Source: Gknor/Wikimedia Commons
However, the ANZ Bank economists' contention leads to an obvious question: If Beijing is attempting to massage the country’s macroeconomic data to paint a rosier picture, the why did China’s fourth-quarter GDP growth rate come in at 7.9 percent Friday instead of, say, 8 percent?
The truth is that almost nobody knows what is really happening behind closed doors at the Chinese government's National Bureau of Statistics.
Hence, those who discredit China’s official figures have developed their own methodologies for gauging Chinese economic activity.
Many have constructed their own indexes of China's growth based on measures such as electricity production, rail freight, and real-estate construction, which should track growth closely but are regarded as less prone to political interference.
“They [economists] do tests using lots of different indicators, and they come up with exactly the same numbers as the official data,” Baring Asset's Do said. “It’s amazing.”
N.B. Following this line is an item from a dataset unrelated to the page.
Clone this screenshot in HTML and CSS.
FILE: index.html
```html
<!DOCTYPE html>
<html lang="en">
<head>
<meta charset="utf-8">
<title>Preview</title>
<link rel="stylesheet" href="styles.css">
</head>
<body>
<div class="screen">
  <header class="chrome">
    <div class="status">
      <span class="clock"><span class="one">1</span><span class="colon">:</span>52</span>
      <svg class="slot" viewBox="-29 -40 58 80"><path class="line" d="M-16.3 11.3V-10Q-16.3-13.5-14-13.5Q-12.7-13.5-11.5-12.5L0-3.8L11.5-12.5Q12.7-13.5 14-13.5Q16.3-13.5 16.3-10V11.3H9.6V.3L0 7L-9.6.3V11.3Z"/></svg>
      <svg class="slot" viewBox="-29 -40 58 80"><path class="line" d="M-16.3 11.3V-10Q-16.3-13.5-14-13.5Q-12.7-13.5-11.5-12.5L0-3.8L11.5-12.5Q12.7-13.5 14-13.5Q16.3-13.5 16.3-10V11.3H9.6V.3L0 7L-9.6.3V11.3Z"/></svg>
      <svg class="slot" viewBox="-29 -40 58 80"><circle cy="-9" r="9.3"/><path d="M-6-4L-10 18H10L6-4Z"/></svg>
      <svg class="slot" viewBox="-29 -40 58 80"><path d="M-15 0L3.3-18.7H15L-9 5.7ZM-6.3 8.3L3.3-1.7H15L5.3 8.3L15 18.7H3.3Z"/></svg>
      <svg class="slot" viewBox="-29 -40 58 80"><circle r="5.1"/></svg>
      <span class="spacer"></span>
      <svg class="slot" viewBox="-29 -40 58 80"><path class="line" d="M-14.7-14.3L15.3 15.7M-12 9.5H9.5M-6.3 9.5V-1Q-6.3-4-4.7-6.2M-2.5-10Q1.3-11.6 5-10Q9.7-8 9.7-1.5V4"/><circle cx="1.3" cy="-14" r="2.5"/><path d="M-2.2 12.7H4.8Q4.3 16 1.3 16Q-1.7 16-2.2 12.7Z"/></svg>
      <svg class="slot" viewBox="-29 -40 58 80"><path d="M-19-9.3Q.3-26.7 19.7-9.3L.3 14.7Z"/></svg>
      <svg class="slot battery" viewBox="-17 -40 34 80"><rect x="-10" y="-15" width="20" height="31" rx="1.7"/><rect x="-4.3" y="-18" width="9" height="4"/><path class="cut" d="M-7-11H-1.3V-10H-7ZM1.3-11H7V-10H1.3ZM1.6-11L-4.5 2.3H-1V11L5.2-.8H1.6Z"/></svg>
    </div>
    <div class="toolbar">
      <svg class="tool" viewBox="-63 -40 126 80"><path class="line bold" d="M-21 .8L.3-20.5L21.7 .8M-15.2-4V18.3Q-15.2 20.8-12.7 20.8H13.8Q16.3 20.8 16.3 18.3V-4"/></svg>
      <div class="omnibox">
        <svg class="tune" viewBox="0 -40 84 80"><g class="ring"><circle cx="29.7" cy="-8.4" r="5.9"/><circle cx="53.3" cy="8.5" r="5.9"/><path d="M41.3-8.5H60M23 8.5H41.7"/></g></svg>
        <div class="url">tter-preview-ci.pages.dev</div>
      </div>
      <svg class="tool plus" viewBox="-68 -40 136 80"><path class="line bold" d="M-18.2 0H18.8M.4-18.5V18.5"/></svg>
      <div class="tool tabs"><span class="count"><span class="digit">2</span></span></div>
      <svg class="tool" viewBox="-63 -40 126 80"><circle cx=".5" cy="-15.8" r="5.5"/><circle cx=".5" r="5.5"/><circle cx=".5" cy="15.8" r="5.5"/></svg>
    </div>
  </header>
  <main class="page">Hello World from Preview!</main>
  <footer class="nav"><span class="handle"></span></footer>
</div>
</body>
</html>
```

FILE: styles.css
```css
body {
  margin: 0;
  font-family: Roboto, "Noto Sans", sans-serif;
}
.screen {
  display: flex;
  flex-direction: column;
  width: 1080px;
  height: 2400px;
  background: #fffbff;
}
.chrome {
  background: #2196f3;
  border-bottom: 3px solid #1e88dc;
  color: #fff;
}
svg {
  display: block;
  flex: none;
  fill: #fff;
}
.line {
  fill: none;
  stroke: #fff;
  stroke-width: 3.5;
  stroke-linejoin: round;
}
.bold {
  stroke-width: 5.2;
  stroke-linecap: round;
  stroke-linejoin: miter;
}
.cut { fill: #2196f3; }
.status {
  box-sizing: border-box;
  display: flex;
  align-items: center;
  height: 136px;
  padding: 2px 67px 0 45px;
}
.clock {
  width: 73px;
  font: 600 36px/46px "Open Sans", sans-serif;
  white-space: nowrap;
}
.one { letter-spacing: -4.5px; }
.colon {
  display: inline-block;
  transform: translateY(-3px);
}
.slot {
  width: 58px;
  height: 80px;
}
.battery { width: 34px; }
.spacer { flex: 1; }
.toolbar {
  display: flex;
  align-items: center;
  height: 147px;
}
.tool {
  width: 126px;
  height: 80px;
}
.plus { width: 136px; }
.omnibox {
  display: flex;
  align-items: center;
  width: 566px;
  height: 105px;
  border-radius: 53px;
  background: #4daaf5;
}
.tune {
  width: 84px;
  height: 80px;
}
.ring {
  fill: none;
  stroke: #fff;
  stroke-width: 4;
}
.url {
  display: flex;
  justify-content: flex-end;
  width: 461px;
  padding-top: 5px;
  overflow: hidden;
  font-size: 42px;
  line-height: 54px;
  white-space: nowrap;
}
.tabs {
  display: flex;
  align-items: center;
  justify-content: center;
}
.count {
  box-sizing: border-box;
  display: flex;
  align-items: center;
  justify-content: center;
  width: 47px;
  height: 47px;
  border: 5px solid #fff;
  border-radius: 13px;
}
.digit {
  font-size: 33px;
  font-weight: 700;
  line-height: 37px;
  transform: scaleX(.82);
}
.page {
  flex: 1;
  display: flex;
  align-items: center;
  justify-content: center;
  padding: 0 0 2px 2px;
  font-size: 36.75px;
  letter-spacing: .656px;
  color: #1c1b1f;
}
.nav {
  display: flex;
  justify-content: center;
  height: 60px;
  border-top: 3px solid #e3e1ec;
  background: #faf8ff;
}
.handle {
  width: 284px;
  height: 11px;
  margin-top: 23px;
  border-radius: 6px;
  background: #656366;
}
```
If Do and other like-minded experts are right in trusting the Chinese government to provide data that accurately portrays the true condition, then the listed GDP data might have poked more holes in the hard-landing theory so popular throughout much of last year.
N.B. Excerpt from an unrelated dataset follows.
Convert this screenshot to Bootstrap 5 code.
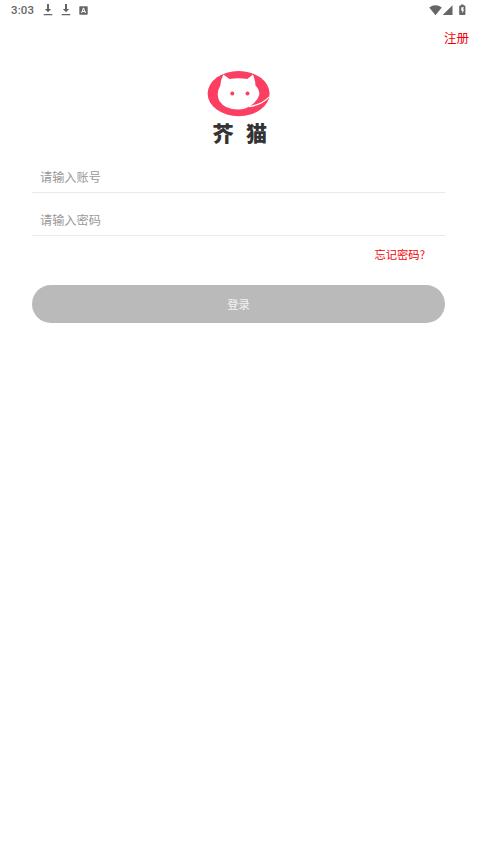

While China’s economy expanded in 2012 at the slowest rate in 13 years, it ended the year with a strong rebound in the fourth quarter, breaking a streak of seven consecutive weaker quarters.
Encouraged by the turnaround, Do said he now sees a less than 15 percent chance of a hard landing for the Chinese economy before the end of this year, defined as growth of less than 6 percent.
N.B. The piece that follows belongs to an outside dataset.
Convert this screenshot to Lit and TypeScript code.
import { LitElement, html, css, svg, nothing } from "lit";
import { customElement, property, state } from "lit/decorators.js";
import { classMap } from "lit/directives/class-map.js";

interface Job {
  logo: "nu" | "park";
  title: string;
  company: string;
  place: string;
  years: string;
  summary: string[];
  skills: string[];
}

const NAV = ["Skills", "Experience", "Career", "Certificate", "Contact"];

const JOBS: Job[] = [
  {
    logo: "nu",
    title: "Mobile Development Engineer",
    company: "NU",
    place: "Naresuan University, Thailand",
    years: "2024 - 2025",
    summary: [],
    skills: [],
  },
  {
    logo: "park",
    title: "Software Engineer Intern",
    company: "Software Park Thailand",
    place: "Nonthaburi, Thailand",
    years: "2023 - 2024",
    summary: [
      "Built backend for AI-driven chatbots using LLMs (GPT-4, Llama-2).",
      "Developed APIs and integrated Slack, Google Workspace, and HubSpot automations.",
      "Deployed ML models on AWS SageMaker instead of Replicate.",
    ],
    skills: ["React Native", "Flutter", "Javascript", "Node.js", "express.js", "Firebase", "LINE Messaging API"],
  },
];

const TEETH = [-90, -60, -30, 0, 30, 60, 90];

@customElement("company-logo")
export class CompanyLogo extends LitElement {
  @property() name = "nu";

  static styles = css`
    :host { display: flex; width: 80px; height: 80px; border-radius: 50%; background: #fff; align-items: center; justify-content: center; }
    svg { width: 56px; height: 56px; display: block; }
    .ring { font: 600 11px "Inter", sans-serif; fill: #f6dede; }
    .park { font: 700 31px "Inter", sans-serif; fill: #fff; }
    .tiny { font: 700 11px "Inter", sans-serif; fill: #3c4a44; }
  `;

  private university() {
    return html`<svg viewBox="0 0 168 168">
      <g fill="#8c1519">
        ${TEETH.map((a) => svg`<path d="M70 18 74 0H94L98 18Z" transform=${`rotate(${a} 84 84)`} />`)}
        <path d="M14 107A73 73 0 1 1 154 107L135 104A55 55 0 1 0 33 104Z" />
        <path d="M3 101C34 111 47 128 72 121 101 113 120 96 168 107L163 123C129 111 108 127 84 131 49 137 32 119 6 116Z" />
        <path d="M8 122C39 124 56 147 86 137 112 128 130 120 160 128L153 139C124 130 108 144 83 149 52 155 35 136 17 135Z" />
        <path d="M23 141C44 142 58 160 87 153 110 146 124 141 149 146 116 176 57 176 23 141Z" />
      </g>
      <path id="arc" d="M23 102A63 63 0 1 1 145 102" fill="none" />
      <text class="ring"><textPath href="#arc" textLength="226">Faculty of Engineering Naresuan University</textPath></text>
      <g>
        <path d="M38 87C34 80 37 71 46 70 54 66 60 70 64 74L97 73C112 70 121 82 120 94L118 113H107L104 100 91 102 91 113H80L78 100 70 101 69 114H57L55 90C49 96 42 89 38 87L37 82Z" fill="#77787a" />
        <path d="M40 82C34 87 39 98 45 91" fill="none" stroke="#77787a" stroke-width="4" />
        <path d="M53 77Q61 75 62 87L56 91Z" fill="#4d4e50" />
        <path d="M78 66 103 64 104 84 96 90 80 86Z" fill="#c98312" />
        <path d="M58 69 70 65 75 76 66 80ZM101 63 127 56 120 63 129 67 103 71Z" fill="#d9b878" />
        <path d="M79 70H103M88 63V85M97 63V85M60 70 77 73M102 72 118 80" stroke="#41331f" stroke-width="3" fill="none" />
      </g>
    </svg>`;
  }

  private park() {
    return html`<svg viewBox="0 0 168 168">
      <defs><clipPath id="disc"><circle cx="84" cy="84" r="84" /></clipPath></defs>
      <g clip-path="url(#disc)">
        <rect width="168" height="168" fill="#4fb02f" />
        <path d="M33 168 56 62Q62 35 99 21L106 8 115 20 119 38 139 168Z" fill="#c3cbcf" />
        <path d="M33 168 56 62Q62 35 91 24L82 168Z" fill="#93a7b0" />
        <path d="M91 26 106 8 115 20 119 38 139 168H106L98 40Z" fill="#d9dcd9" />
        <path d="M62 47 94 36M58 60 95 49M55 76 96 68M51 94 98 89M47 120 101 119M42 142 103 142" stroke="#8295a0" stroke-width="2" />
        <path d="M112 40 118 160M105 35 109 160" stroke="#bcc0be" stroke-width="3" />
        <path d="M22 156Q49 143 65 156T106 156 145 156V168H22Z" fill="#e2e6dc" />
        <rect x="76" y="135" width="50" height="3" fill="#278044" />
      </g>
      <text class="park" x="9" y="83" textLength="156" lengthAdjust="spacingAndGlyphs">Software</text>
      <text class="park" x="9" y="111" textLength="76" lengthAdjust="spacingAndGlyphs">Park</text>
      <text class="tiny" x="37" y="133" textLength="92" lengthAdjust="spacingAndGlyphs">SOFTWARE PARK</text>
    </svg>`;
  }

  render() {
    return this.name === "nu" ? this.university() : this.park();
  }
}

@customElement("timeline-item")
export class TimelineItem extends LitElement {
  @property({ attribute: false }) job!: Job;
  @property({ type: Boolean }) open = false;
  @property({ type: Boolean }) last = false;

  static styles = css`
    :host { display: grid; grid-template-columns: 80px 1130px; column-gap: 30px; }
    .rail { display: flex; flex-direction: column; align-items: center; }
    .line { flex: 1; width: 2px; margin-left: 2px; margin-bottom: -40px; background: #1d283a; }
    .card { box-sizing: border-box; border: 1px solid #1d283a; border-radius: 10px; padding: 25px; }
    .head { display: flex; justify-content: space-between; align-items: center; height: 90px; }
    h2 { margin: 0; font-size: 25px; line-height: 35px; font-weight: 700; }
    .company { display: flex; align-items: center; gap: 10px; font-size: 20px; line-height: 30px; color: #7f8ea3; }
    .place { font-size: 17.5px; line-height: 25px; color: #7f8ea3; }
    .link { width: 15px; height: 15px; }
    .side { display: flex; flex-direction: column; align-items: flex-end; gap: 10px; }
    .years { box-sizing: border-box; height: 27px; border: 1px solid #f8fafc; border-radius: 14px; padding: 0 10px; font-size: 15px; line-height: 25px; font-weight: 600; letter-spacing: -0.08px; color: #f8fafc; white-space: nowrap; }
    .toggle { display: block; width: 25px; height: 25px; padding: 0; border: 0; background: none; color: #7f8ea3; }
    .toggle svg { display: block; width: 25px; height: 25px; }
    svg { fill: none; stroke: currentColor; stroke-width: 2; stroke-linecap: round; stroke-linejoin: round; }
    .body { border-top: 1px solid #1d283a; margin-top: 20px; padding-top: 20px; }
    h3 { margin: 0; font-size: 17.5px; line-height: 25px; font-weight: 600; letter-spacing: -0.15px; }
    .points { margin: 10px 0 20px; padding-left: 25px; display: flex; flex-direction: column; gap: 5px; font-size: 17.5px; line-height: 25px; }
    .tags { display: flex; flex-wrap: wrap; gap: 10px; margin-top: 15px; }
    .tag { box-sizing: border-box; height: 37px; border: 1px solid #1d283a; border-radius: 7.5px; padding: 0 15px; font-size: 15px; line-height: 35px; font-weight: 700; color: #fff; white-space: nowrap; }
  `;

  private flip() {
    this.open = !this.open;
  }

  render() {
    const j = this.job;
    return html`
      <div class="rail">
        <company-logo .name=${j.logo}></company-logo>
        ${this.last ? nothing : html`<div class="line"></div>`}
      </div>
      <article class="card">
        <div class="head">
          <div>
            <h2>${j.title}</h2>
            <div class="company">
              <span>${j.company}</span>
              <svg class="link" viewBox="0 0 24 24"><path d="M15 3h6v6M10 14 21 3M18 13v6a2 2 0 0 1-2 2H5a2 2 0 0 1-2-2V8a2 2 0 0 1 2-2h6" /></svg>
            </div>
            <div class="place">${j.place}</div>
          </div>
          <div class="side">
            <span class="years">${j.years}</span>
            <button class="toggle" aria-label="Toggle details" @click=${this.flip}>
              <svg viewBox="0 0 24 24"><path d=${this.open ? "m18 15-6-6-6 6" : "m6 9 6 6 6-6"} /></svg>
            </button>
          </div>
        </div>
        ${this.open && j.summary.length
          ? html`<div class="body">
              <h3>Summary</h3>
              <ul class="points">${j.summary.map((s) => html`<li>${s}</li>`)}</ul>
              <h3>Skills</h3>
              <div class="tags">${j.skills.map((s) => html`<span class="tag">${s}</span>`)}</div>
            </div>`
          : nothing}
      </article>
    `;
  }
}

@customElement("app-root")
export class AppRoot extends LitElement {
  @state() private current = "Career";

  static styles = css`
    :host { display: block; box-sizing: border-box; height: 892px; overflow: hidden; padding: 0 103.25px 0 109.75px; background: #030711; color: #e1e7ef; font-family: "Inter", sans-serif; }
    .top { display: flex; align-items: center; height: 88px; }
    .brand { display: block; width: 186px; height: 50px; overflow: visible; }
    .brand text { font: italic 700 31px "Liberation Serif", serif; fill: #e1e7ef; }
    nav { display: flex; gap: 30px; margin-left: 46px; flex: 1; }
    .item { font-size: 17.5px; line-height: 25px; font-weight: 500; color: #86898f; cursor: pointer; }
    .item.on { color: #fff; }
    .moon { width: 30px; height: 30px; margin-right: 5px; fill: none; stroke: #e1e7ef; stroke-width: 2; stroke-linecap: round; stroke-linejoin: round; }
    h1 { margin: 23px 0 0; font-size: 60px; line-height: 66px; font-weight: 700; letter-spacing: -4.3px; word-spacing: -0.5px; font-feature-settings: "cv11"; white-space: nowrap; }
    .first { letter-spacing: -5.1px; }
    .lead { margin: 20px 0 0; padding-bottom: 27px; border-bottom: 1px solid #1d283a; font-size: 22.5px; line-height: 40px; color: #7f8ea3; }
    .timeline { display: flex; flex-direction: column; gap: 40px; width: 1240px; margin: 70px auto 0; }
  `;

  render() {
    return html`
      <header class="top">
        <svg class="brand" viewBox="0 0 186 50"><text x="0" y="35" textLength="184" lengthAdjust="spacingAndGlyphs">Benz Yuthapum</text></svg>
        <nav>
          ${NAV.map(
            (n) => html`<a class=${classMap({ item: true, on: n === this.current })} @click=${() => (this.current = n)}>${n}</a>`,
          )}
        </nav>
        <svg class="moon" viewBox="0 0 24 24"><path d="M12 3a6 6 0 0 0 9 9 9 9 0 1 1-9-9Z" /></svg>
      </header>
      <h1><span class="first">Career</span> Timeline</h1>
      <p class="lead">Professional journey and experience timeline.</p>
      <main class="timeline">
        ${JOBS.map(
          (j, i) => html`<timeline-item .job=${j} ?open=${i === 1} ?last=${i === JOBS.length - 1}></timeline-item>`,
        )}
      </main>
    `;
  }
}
However, Do acknowledged, “If the new government in China was to introduce very restrictive policies in order to control the banking sector and to control the property sector, then obviously, that could have a very negative impact on China growth.”
Do added: “If China were to grow below 6 percent, I think Beijing has room to cut tax rates and even give cash handouts, like what the Hong Kong government did. The Indian government likes to do that, as well. China has $3.3 trillion of savings in the foreign-exchange reserves, which they can use. That is a very good buffer and something I’m afraid the U.S. doesn’t have. The U.S. keeps on printing money to try to fill the holes, but China has hard cash to fill the holes.”
2013 Outlook
“While the world economy is expected to grow very slowly, if China can achieve a 7.5 percent to 8.5 percent growth this year, we think that is a very good achievement,” Do said. “The Chinese economy is no longer a $1 trillion or $2 trillion economy -- it’s a lot bigger than that now.”
China's GDP reached $8.28 trillion in 2012, cementing its position as the world’s second-largest economy after the U.S.
Unlike 2009, when many state and local governments were given almost free hands to do whatever they wished in terms of their projects, the central government is keeping a tighter rein these days. Therefore, Do sees GDP growth of around 8 percent as a “reasonably sustainable rate” for the next few years.
To better measure the pulse of the Chinese economy, Do recommends market participants pay more attention to China’s monthly retail-sales numbers, as well as the services purchasing managers index and the manufacturing PMI.
Electricity output, monitored by many economists who distrust China's GDP figures, is closely correlated with the manufacturing sector, and as China tries to shift from reliance on exports toward consumption-led growth, Do said he doesn’t consider electricity output as “a very good indicator.”
Currently, consumer spending accounts for about 50 percent of China’s economy, compared with about 70 percent in the U.S.
Roughly 20 years ago, consumption was about 65 percent of GDP growth. But China had to build infrastructure to compete on a global scale, and that need resulted in China’s enormous capital expenditure-to-GDP ratio.
“I think it’s toward the end of that process, so I would say that the consumption growth over the next 10 years will continue,” Do said. “So, at some stage, I think consumption will return to about 60 percent in China. Perhaps that would happen in five to 10 years’ time.”
Of course, this all points to the risk of inflation.
The headline consumer price index in December rose 2.5 percent from a year earlier as unusually cold weather pushed up food prices around the country, which could dampen consumers' appetite for nonessential goods and services.
The headline CPI, including food and energy, tends to be quite volatile. China's inflation rate is very much dependent on food prices, and especially on pork and vegetables prices, which tend to swing a lot, especially around the Chinese New Year.
“When you talk about inflation in the U.S., people often quoted the core inflation and cared less about headline inflation, but people live with the headline inflation. Food and energy, which are not included in the headline inflation figure, are big items in consumers’ budgets,” Do argued.
Unlike their counterparts at the U.S. Federal Reserve, central-bank policymakers in China target the headline inflation rate. As long as inflation stays within the range between 3 percent and 4 percent, neither the central bank nor the government will be too concerned.
“Overall,” Do said, “market participants are more optimistic about China than they were a year ago.”